What to do ->
Work out the number of lines in the listing that include the string "page". Reply with that number alone.

Working data ->
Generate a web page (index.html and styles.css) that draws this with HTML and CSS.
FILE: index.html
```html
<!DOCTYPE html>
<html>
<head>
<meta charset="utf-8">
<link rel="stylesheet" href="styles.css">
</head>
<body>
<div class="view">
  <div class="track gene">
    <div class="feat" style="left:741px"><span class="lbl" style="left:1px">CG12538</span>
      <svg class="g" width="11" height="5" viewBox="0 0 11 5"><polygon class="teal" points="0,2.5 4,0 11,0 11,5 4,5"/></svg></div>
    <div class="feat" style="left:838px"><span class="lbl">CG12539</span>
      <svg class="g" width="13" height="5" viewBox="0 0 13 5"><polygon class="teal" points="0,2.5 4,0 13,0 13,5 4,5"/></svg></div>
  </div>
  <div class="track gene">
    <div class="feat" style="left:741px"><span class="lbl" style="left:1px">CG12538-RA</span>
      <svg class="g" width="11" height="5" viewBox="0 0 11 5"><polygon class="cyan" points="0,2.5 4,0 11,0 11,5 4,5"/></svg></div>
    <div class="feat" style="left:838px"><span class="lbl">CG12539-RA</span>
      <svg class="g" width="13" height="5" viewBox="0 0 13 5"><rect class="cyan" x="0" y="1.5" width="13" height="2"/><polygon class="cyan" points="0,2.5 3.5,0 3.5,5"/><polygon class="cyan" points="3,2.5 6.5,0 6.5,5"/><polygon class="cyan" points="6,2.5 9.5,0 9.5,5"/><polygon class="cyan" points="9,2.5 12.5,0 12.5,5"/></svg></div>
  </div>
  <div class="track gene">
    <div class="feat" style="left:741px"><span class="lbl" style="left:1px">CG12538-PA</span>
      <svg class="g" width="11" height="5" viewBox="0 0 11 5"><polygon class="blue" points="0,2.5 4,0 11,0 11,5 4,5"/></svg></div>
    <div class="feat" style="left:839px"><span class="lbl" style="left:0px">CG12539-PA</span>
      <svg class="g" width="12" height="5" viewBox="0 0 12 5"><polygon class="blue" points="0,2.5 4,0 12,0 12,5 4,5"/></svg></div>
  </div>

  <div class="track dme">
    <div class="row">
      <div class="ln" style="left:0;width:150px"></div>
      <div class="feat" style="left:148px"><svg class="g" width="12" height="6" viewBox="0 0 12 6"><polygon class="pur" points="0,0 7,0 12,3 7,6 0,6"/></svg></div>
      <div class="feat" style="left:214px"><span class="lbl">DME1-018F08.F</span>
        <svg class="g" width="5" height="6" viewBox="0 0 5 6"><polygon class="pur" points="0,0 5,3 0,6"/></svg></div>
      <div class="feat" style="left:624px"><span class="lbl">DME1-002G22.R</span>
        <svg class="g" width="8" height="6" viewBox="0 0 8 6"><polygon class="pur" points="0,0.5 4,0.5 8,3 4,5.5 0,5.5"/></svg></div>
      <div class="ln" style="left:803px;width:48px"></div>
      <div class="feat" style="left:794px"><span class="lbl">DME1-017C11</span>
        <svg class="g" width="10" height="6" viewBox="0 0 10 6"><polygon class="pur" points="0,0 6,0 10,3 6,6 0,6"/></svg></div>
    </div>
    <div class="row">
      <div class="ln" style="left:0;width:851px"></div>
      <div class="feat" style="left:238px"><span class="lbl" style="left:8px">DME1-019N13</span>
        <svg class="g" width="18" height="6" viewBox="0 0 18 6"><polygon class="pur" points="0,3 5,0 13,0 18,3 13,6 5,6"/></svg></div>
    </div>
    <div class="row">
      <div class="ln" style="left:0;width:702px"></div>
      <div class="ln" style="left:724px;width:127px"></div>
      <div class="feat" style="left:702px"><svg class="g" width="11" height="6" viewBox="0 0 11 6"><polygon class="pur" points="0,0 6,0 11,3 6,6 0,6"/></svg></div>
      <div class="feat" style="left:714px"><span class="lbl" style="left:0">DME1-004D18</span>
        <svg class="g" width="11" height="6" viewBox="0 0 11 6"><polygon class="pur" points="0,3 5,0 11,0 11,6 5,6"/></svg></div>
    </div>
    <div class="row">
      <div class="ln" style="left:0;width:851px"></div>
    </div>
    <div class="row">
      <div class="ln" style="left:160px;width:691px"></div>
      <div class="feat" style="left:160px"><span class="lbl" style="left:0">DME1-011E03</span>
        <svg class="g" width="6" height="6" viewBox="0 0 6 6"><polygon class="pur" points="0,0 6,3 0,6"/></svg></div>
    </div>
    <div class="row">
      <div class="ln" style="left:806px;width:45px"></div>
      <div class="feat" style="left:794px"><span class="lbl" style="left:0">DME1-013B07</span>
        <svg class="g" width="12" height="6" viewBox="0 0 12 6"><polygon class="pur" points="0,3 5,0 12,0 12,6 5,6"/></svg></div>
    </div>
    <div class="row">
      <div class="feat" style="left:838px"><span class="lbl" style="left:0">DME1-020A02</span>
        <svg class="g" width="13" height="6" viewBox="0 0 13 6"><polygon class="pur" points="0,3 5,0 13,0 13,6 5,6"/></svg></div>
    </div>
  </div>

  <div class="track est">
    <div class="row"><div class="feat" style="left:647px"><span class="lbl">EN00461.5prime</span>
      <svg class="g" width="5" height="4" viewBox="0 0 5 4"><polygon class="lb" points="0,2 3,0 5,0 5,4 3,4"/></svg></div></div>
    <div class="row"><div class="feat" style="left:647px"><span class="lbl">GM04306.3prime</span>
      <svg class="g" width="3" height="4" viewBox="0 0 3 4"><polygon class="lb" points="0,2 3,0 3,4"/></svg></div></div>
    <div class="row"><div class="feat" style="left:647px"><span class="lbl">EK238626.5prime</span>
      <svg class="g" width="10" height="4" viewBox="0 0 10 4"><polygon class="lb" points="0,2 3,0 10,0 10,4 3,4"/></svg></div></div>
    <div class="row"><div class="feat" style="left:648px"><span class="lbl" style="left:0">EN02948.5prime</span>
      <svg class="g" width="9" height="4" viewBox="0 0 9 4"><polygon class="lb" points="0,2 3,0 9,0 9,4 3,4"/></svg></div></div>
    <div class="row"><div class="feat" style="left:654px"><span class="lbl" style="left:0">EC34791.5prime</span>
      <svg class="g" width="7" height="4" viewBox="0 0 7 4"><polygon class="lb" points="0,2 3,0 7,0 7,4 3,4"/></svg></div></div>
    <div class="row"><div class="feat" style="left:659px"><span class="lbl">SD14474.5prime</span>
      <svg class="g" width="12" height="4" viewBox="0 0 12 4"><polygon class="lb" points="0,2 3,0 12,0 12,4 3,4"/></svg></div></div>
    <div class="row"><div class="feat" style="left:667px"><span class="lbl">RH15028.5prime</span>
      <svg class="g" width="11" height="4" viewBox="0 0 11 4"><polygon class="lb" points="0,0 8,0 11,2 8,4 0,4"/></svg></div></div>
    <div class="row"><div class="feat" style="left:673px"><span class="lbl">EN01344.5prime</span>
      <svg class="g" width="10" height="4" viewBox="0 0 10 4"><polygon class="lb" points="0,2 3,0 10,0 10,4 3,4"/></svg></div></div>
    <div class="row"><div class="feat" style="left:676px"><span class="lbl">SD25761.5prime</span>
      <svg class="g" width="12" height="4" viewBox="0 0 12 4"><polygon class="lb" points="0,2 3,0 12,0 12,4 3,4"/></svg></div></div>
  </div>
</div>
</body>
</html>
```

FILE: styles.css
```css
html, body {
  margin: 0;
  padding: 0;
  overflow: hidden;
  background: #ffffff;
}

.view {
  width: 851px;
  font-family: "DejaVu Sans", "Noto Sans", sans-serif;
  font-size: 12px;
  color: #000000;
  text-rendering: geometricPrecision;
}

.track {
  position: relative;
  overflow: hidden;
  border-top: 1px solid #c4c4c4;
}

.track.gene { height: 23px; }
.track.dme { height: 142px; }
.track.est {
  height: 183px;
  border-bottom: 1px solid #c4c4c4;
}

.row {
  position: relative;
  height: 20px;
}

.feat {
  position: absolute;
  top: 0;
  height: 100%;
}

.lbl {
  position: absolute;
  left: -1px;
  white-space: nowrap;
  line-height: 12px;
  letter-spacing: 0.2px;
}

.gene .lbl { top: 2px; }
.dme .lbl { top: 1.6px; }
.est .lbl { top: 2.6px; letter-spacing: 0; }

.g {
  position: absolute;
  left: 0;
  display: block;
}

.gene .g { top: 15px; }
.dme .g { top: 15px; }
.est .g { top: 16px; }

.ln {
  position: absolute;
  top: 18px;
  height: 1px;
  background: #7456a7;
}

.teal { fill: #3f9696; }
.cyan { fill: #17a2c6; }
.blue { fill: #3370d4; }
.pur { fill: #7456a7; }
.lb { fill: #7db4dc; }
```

...

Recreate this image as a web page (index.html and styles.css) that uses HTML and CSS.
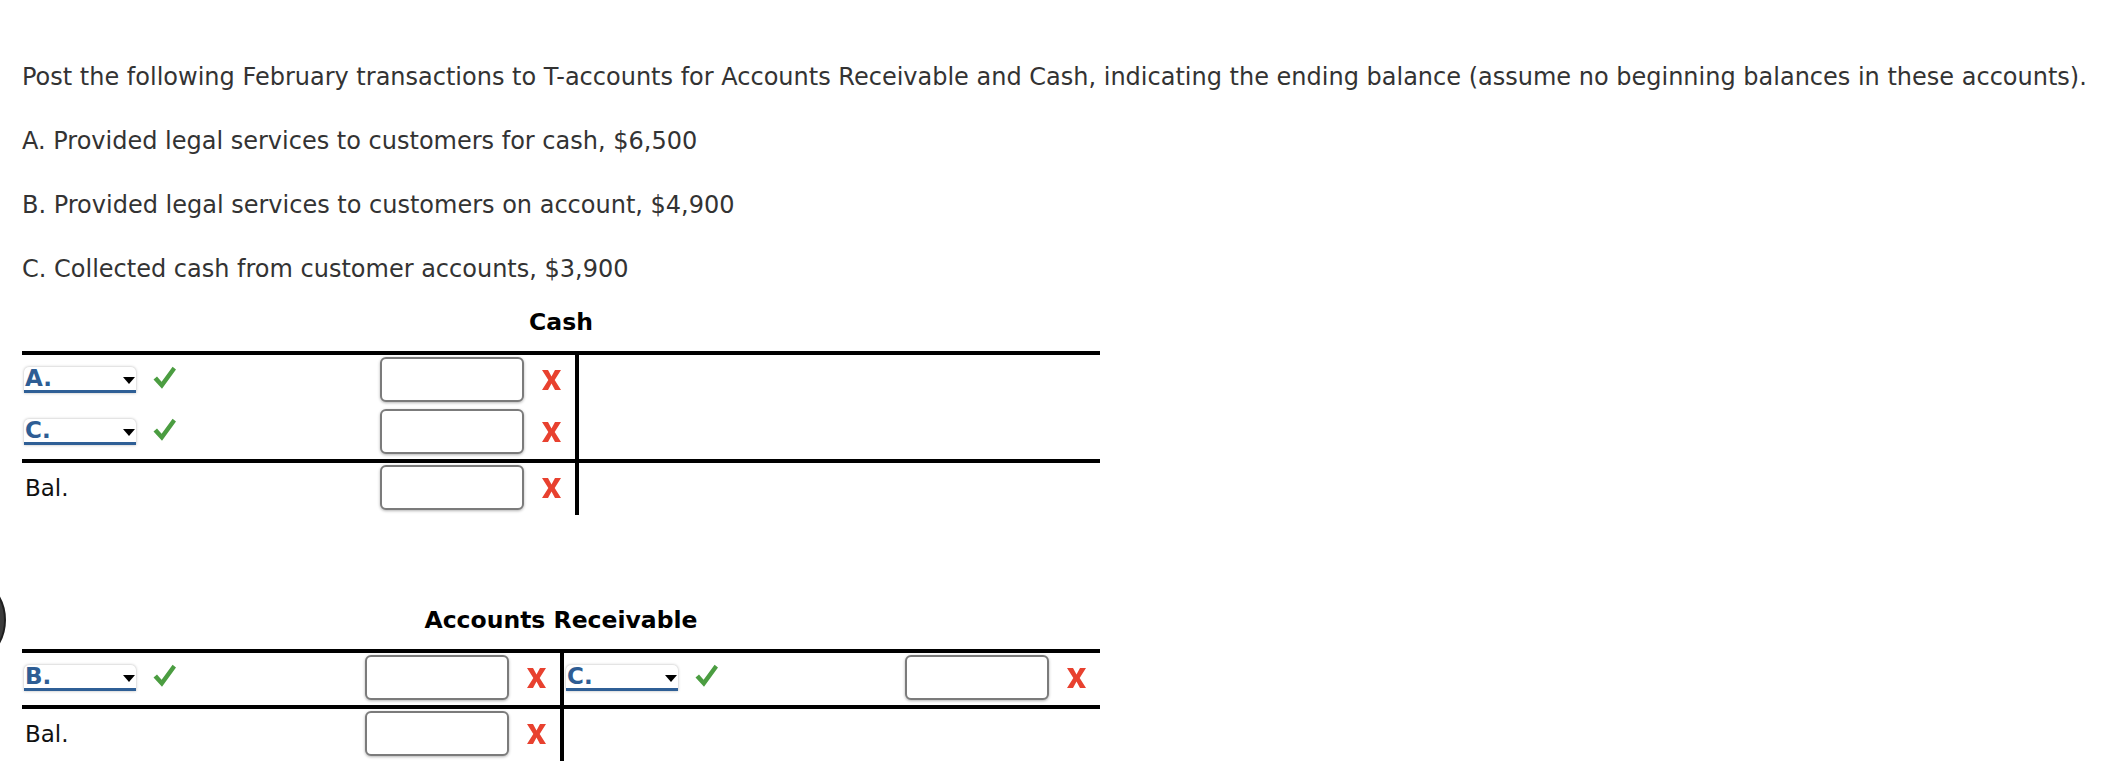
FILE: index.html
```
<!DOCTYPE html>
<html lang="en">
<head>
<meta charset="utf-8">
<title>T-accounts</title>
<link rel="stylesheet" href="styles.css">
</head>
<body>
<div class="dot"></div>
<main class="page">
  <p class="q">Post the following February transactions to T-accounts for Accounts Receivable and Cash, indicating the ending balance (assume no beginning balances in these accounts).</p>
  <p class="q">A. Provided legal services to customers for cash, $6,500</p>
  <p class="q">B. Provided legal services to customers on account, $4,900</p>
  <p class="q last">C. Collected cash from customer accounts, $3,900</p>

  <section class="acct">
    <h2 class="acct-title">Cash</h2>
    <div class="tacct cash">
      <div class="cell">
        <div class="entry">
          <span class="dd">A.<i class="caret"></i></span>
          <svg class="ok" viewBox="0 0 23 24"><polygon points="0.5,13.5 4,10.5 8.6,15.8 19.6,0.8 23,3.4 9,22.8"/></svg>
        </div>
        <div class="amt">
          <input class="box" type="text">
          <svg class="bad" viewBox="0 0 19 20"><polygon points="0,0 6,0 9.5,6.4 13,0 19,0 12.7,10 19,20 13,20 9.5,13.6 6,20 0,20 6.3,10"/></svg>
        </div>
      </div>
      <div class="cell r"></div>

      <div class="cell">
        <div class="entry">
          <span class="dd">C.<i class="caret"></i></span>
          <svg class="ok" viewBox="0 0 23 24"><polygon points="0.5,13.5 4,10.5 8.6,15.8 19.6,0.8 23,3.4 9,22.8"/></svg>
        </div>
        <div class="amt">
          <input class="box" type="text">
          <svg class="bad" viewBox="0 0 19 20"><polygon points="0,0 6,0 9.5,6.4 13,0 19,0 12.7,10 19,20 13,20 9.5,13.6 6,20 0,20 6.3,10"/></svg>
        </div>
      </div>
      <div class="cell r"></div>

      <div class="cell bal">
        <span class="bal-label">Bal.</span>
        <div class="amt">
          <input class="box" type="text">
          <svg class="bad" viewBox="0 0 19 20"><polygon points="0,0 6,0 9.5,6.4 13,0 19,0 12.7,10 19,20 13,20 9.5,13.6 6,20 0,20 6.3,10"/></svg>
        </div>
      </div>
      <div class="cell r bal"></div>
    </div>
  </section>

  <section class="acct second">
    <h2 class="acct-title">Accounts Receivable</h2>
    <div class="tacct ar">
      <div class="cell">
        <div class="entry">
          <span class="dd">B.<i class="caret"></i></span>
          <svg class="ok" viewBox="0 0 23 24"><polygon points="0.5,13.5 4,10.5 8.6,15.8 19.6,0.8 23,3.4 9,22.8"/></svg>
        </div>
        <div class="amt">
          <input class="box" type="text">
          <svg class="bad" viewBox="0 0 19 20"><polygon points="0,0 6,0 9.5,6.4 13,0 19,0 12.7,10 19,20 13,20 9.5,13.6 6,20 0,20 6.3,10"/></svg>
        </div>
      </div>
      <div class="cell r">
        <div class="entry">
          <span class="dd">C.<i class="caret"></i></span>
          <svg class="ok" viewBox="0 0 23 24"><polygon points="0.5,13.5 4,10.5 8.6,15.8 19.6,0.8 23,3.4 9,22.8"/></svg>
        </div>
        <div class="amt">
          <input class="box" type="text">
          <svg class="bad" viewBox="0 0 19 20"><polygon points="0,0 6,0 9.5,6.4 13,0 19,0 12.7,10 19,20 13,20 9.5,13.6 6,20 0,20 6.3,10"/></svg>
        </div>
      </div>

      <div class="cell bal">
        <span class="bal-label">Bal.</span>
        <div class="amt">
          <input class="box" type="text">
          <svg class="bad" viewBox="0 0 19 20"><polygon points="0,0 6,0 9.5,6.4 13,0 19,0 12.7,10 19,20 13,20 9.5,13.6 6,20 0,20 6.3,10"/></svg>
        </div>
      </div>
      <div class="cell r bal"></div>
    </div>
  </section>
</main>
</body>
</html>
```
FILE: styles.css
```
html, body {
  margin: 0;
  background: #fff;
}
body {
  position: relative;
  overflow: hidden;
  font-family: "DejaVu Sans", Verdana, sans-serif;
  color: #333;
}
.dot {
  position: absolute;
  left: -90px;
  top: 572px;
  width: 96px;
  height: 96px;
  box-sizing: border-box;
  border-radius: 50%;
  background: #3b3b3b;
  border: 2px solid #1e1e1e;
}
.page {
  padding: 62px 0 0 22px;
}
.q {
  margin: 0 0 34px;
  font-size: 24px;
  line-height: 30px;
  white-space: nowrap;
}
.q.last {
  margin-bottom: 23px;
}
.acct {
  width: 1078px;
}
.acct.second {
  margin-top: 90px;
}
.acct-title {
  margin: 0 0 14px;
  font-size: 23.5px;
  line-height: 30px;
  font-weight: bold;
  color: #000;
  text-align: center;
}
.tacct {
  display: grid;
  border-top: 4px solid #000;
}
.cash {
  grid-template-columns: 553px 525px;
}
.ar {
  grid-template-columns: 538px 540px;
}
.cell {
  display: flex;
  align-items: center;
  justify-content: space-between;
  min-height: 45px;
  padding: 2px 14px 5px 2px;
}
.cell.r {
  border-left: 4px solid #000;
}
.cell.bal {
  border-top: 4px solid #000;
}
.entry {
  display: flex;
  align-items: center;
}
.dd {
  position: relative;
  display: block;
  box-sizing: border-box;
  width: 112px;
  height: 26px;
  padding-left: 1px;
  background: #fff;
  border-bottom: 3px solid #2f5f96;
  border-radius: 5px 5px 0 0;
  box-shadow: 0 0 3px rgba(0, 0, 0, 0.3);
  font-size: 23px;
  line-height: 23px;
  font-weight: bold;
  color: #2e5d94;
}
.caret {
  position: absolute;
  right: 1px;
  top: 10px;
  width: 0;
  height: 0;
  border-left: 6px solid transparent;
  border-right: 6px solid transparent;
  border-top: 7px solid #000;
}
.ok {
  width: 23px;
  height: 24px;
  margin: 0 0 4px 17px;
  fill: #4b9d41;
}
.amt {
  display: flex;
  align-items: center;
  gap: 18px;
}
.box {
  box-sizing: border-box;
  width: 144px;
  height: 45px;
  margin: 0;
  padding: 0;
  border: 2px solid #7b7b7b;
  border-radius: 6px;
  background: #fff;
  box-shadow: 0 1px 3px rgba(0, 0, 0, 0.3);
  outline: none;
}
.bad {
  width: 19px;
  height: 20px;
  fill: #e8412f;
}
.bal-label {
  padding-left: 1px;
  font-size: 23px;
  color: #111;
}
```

Exercise answer ->
4